The deposition testimony before the Court presents certain admissions by plaintiffs concerning the bases of their individual decisions to purchase the stock in question. Certain of these admissions preclude the possibility of plaintiffs' direct reliance on the alleged misrepresentative statements. The admitted weakness of their reliance was critical to the finding of plaintiffs' atypicality; however, causation in fact remains an issue to be proved or disproved at trial. (emphasis in original)

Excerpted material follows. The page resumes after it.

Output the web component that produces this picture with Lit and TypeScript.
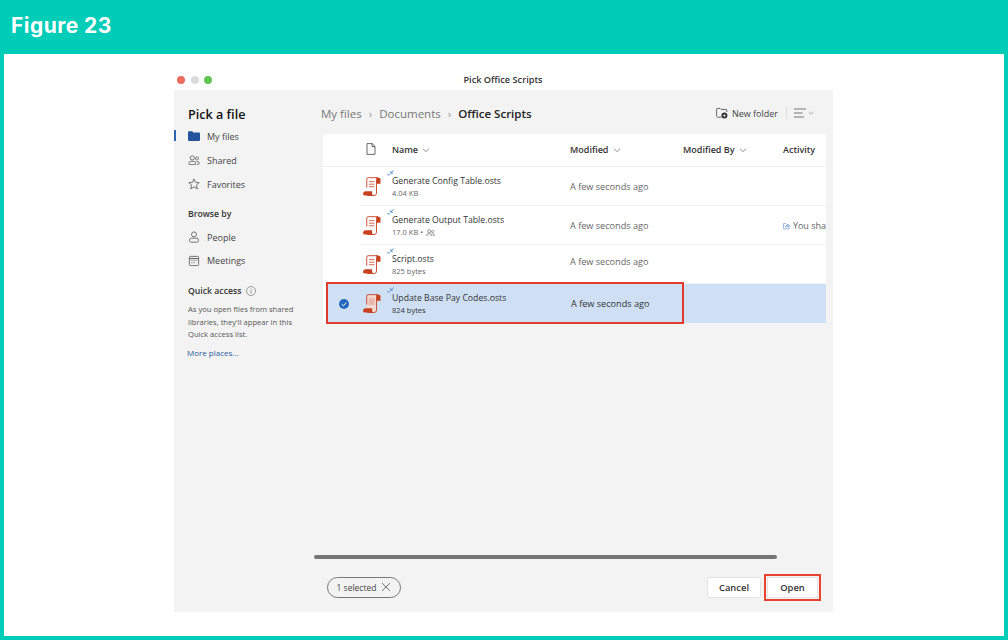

Conceptually, there is a wide gap between (a) an individual's claim that he has been denied a promotion on discriminatory grounds, and his otherwise unsupported allegation that the company has a policy of discrimination, and (b) the existence of a class of persons who have suffered the same injury as that individual, such that the individual's claim and the class claims will share common questions of law or fact and that the individual's claim will be typical of the class claims. For respondent to bridge that gap, he must prove much more than the validity of his own claim. Even though evidence that he was passed over for promotion when several less deserving whites were advanced may support the conclusion that respondent was denied the promotion because of his national origin, such evidence would not necessarily justify the additional inferences (1) that this discriminatory treatment is typical of petitioner's promotion practices, (2) that petitioner's promotion practices are motivated by a policy of ethnic discrimination that pervades petitioner's Irving division, or (3) that this policy of ethnic discrimination is reflected in petitioner's other employment practices, such as hiring, in the same way it is manifested in the promotion practices. These additional inferences demonstrate the tenuous character of any presumption that the class claims are " fairly encompassed" within respondent's claim.
This reasoning is equally applicable here. There is a similar " gap" between McNichols' claim of individual misrepresentation and the class claim of fraud-on-the-market, so that any presumption that the class claim is " fairly encompassed" within McNichols' individual claim is likewise of a " tenuous character."